BEYOND THE NUMBERS
State policymakers will soon begin addressing shortfalls that have already arisen in their current budgets even as they prepare next year’s budgets, and many states are bracing to make deeper, more damaging cuts than they’ve already imposed if they don’t receive additional federal fiscal aid.
State and local tax revenues have plummeted as people have less income, shop less, and reduce their economic activity in other ways due to the coronavirus and the worst economic downturn since the Great Depression. For example, state sales tax collections in the second quarter of 2020 (April through June) dropped over 14 percent compared to the same quarter a year ago; in a typical year, they’d grow 3 to 5 percent.
Six states (Massachusetts, New Jersey, Pennsylvania, Rhode Island, South Carolina, and Vermont) have delayed adopting a full budget for fiscal year 2021 (which started on July 1 in most states), and the fiscal year hasn’t started in Alabama, Michigan, and the District of Columbia. But many states that have adopted their budgets assumed much higher revenues than they now expect and didn’t fully account for recent cost increases due to the pandemic. These and other states will undoubtedly revisit their budgets as COVID-19’s budgetary toll and the likelihood of more federal aid become clearer. For example:
- California’s just-adopted budget includes $11 billion in spending cuts and payment delays that will take effect unless the state receives substantial new federal fiscal aid.
- Colorado, which closed a $3 billion shortfall in its current budget through spending cuts and other measures, faces more cuts next year. “For those of you who haven’t heard the news flash, next year is going to be worse,” said Rep. Daneya Esgar, chair of the Joint Budget Committee (JBC). “We just did a lot of one-time budget tricks that we did just because we had to — and those will not be at our disposal next year,” said Senator Rachel Zenzinger, a JBC member.

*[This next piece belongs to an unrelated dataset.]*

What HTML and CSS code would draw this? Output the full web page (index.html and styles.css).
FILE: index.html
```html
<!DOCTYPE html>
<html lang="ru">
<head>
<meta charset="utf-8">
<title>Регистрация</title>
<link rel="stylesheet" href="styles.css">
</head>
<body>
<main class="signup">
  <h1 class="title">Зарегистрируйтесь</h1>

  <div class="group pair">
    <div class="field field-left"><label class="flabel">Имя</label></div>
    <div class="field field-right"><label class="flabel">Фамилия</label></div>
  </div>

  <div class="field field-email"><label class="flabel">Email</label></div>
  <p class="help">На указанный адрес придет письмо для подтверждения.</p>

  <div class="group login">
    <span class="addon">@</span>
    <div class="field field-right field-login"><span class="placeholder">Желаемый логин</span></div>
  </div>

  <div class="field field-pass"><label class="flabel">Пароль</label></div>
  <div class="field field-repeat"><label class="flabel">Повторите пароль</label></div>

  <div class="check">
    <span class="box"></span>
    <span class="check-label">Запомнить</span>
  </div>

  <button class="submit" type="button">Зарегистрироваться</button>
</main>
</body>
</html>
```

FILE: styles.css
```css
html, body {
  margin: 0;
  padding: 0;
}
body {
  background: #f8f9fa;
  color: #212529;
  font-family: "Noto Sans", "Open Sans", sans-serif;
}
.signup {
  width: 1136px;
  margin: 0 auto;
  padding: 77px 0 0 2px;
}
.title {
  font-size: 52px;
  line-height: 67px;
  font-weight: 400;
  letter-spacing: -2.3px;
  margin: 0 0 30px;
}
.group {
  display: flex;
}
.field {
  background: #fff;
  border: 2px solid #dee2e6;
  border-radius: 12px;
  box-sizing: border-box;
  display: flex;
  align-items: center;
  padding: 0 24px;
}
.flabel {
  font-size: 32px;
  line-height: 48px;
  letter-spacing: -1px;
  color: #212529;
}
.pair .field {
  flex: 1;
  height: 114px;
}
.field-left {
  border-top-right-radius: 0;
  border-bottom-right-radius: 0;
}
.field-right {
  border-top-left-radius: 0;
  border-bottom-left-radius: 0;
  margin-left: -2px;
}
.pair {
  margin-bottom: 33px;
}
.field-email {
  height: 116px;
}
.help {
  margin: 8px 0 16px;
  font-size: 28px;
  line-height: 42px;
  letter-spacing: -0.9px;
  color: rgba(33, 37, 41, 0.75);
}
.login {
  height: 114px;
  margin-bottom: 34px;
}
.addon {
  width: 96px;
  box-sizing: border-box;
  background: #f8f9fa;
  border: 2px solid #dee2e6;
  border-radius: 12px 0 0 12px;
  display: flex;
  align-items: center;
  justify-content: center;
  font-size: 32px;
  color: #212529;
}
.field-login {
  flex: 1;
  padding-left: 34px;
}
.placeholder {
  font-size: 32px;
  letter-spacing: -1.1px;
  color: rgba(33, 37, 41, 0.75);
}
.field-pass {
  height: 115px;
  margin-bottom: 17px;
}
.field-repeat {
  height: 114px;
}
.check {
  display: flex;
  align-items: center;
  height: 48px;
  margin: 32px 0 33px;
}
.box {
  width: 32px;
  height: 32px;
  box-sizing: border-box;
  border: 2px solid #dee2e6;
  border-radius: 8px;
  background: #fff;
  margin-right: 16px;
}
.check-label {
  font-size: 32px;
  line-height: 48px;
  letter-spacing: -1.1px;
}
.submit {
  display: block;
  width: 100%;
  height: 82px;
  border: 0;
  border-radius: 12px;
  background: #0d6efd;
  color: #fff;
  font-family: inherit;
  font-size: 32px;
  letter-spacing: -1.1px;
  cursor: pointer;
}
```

- Connecticut Governor Ned Lamont called on agencies to identify at least 10 percent in cuts in the next biennial budget.

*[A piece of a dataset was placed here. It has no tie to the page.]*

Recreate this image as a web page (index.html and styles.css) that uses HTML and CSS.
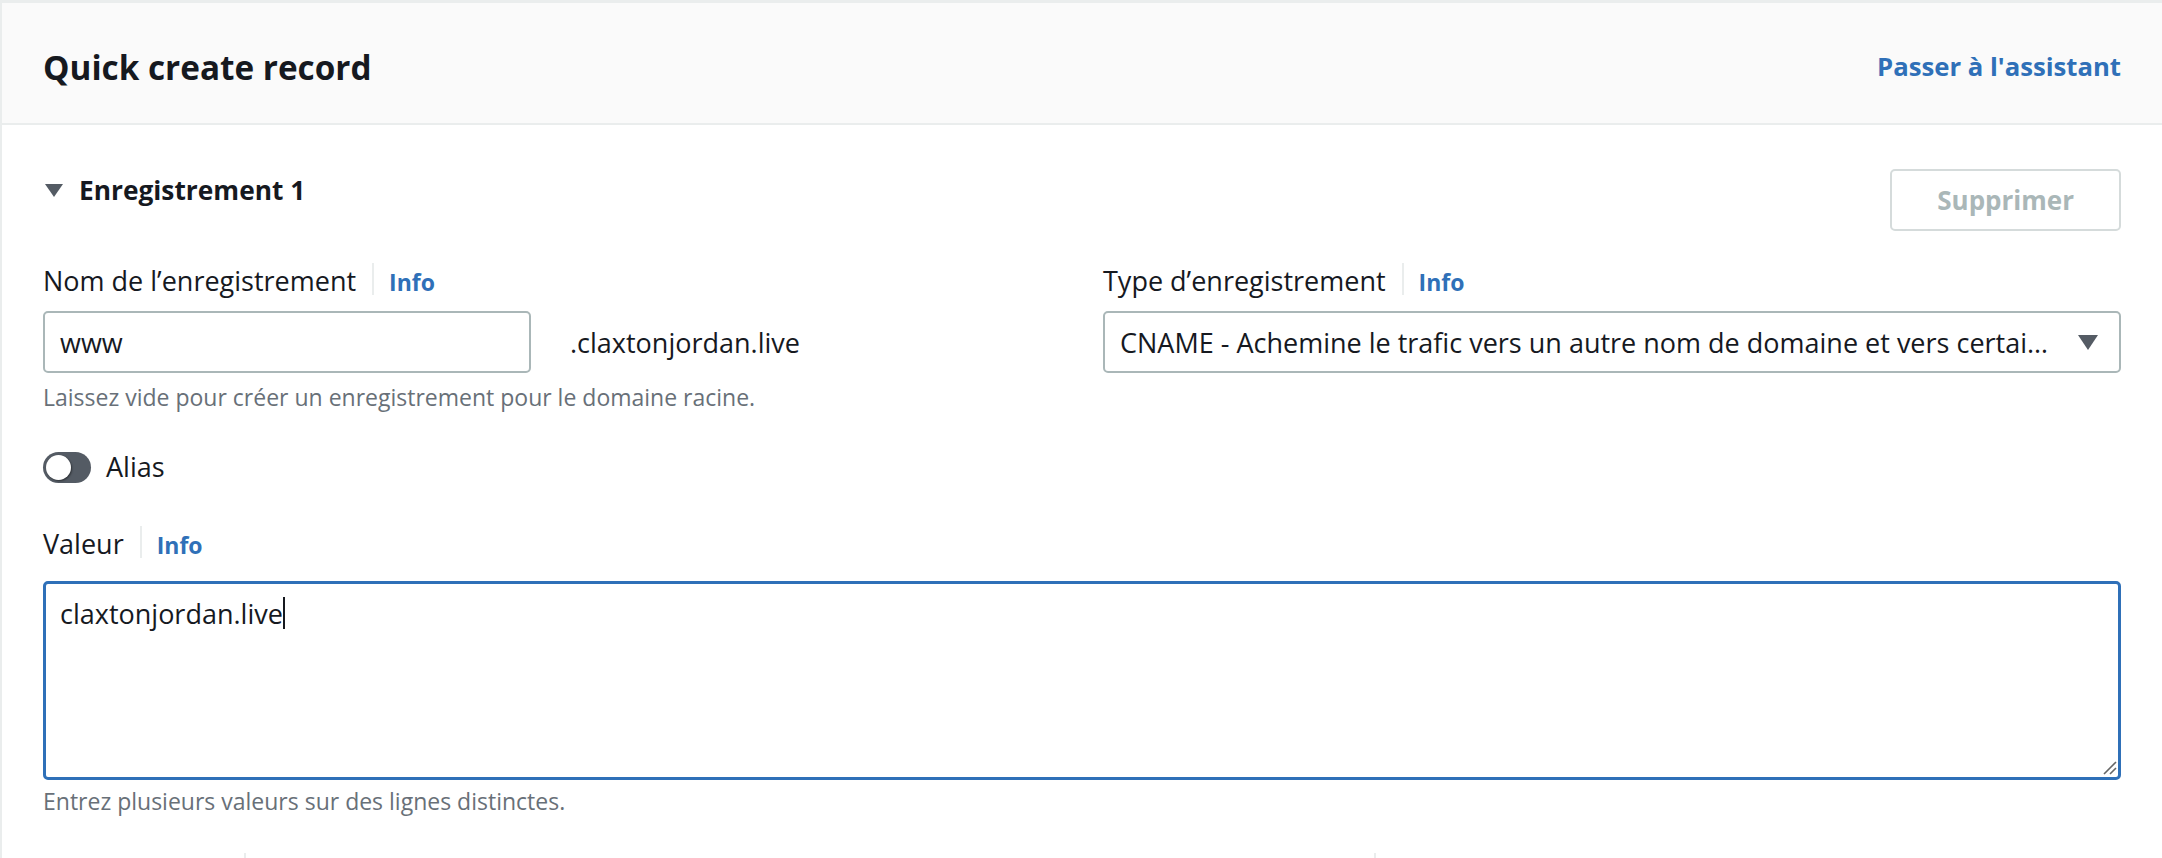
FILE: index.html
```html
<!DOCTYPE html>
<html lang="fr">
<head>
<meta charset="utf-8">
<title>Quick create record</title>
<link rel="stylesheet" href="styles.css">
</head>
<body>
<div class="card">
  <header class="card-header">
    <h2 class="card-title">Quick create record</h2>
    <a class="link-strong" href="#">Passer à l'assistant</a>
  </header>
  <div class="card-body">
    <section class="record">
      <div class="record-head">
        <div class="expander">
          <svg class="expander-icon" width="18" height="13" viewBox="0 0 18 13"><path d="M0 0 H18 L9 13 Z" fill="#545b64"/></svg>
          <span>Enregistrement 1</span>
        </div>
        <button class="btn" type="button" disabled>Supprimer</button>
      </div>

      <div class="grid">
        <div class="field">
          <div class="label-row"><span class="label">Nom de l’enregistrement</span><span class="sep"></span><a class="info" href="#">Info</a></div>
          <div class="name-row">
            <div class="input">www</div>
            <span class="suffix">.claxtonjordan.live</span>
          </div>
          <p class="hint">Laissez vide pour créer un enregistrement pour le domaine racine.</p>
        </div>
        <div class="field">
          <div class="label-row"><span class="label">Type d’enregistrement</span><span class="sep"></span><a class="info" href="#">Info</a></div>
          <div class="select">
            <span class="select-text">CNAME - Achemine le trafic vers un autre nom de domaine et vers certains enregistrements AWS</span>
            <svg class="select-arrow" width="20" height="15" viewBox="0 0 20 15"><path d="M0 0 H20 L10 15 Z" fill="#545b64"/></svg>
          </div>
        </div>
      </div>

      <div class="toggle-row">
        <span class="toggle"><span class="knob"></span></span>
        <span class="toggle-label">Alias</span>
      </div>

      <div class="field value-field">
        <div class="label-row"><span class="label">Valeur</span><span class="sep"></span><a class="info" href="#">Info</a></div>
        <div class="textarea"><span class="ta-text">claxtonjordan.live</span><span class="cursor"></span>
          <svg class="resize" width="14" height="14" viewBox="0 0 14 14"><path d="M13 1 L1 13 M13 7 L7 13" stroke="#666" stroke-width="1.6" fill="none"/></svg>
        </div>
        <p class="hint hint-tight">Entrez plusieurs valeurs sur des lignes distinctes.</p>
      </div>

      <div class="grid next-row">
        <div class="label-row"><span class="label">TTL (secondes)</span><span class="sep"></span><a class="info" href="#">Info</a></div>
        <div class="label-row"><span class="label">Politique de routage</span><span class="sep"></span><a class="info" href="#">Info</a></div>
      </div>
    </section>
  </div>
</div>
</body>
</html>
```

FILE: styles.css
```css
* { box-sizing: border-box; }

html, body {
  margin: 0;
  padding: 0;
  overflow: hidden;
  background: #ffffff;
}

body {
  font-family: "Open Sans", "Noto Sans", sans-serif;
  font-size: 27px;
  color: #16191f;
}

.card {
  border-top: 3px solid #eaeded;
  border-left: 2px solid #eaeded;
  min-height: 855px;
}

.card-header {
  height: 122px;
  padding: 7px 41px 0 41px;
  background: #fafafa;
  border-bottom: 2px solid #eaeded;
  display: flex;
  align-items: center;
  justify-content: space-between;
}

.card-title {
  margin: 0;
  font-size: 33.3px;
  font-weight: 700;
  line-height: 44px;
  color: #16191f;
}

.link-strong {
  font-size: 25.7px;
  font-weight: 700;
  color: #2f70b8;
  text-decoration: none;
  line-height: 40px;
}

.card-body {
  padding: 0 41px;
}

.record-head {
  margin-top: 44px;
  display: flex;
  justify-content: space-between;
  align-items: flex-start;
}

.expander {
  margin-top: 1px;
  display: flex;
  align-items: center;
  gap: 16px;
  font-size: 26.3px;
  font-weight: 700;
  line-height: 40px;
}

.expander-icon {
  margin-left: 2px;
}

.btn {
  height: 62px;
  padding: 0 45px;
  background: #ffffff;
  border: 2px solid #d5dbdb;
  border-radius: 5px;
  font-family: inherit;
  font-size: 26px;
  font-weight: 700;
  color: #aab7b8;
}

.grid {
  display: grid;
  grid-template-columns: minmax(0, 1fr) minmax(0, 1fr);
  column-gap: 42px;
  align-items: start;
}

.record-head + .grid {
  margin-top: 30px;
}

.field {
  min-width: 0;
}

.label-row {
  display: flex;
  align-items: baseline;
  height: 40px;
}

.label {
  line-height: 40px;
}

.sep {
  align-self: flex-start;
  margin: 2px 15px 0 16px;
  width: 2px;
  height: 32px;
  background: #eaeded;
}

.info {
  font-size: 23px;
  font-weight: 700;
  color: #2f70b8;
  text-decoration: none;
  line-height: 40px;
}

.name-row {
  margin-top: 10px;
  display: flex;
  align-items: center;
}

.input {
  width: 488px;
  height: 62px;
  padding: 0 15px;
  border: 2px solid #aab7b8;
  border-radius: 5px;
  display: flex;
  align-items: center;
}

.suffix {
  margin-left: 39px;
}

.hint {
  margin: 8px 0 0;
  font-size: 23px;
  line-height: 32px;
  color: #687078;
}

.hint-tight {
  margin-top: 5px;
}

.select {
  margin-top: 10px;
  height: 62px;
  padding: 0 21px 0 15px;
  border: 2px solid #aab7b8;
  border-radius: 5px;
  display: flex;
  align-items: center;
}

.select-text {
  flex: 1;
  min-width: 0;
  white-space: nowrap;
  overflow: hidden;
  text-overflow: ellipsis;
}

.select-arrow {
  flex: none;
  margin-left: 26px;
}

.toggle-row {
  margin-top: 34px;
  height: 40px;
  display: flex;
  align-items: center;
  gap: 15px;
}

.toggle {
  width: 48px;
  height: 31px;
  border-radius: 16px;
  background: #545b64;
  display: flex;
  align-items: center;
  padding-left: 3px;
}

.knob {
  width: 25px;
  height: 25px;
  border-radius: 50%;
  background: #ffffff;
  box-shadow: 1px 1px 2px rgba(0, 0, 0, 0.45);
}

.toggle-label {
  line-height: 40px;
}

.value-field {
  margin-top: 37px;
}

.textarea {
  position: relative;
  margin-top: 17px;
  height: 199px;
  padding: 10px 14px;
  border: 3px solid #2f70b8;
  border-radius: 5px;
  line-height: 40px;
  display: flex;
  align-items: flex-start;
}

.cursor {
  display: inline-block;
  width: 2px;
  height: 32px;
  margin-top: 3px;
  background: #16191f;
}

.resize {
  position: absolute;
  right: 1px;
  bottom: 2px;
}

.next-row {
  margin-top: 34px;
}

.next-row .label-row {
  align-items: flex-end;
}

.next-row .label,
.next-row .info {
  line-height: 32px;
}
```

- Florida Governor Ron DeSantis recently asked agencies to identify at least 8.5 percent in further cuts in the current budget, beyond the $1 billion DeSantis already cut by veto.
- Hawai’i Governor David Ige said, “I’m just concerned that [federal policymakers] are not going to provide additional funds,” warning that the state will have to impose pay cuts or furloughs for public workers unless it gets more federal help or more flexibility to use CARES Act funding to close its budget hole. U.S. Senator Brian Schatz noted, “As we try to get through this, both in terms of public health and the economy, there’s just no way we can handle the pandemic if state and county governments are forced to do layoffs in the fall.”
- Michigan’s budget director, Chris Kolb, noted that projected revenues over this fiscal year and next have fallen by $4.2 billion since the coronavirus hit. “These are large revenue losses that will require difficult decisions without additional federal aid, especially in fiscal year 2022,” he said. “Tough decisions will still be required in the next five weeks.”
- Texas Governor Greg Abbott called on agencies to propose a 5 percent cut from their current two-year budget, which produced harmful proposals such as a $133 million cut in health services related to women’s health, family violence prevention, and services for individuals with traumatic brain injuries.
- Wyoming Governor Mark Gordon called on agencies to propose cuts of up to 30 percent from their current budget to offset crashing revenues due to the recession and falling revenue from natural resource extraction. “The cuts we’ve talked about here are getting close to the bone,” he said. “In some cases we really are talking about the bone. We will talk about some very precious programs and some very valuable people. I don’t look forward to any of this.”
Some states have already made deep cuts to offset huge revenue shortfalls triggered by COVID-19 and the recession. The initial cuts of spring and early summer caused sizable harm through layoffs, furloughs, and cuts to vital public services. States and localities already have laid off or furloughed over a million workers, far more than in the Great Recession of a decade ago and its aftermath. Without a new round of flexible federal aid, the cuts will only grow, harming families, communities, and businesses and delaying the economic recovery.
States will try to shield K-12 public schools and health services, but it’s nearly impossible to protect them entirely over time, since education and health make up more than half of state spending nationwide. Indeed, several states have already slashed crucial health programs, such as substance use treatment and prevention.
As the President and Congress negotiate a new relief package, the House-approved Heroes Act offers a sound starting point. It includes close to $900 billon in grants to states, localities, territories, and tribal governments and would boost the share of Medicaid costs that the federal government pays. More fiscal aid is essential for communities nationwide, especially those hit hardest by the unprecedented events of recent months.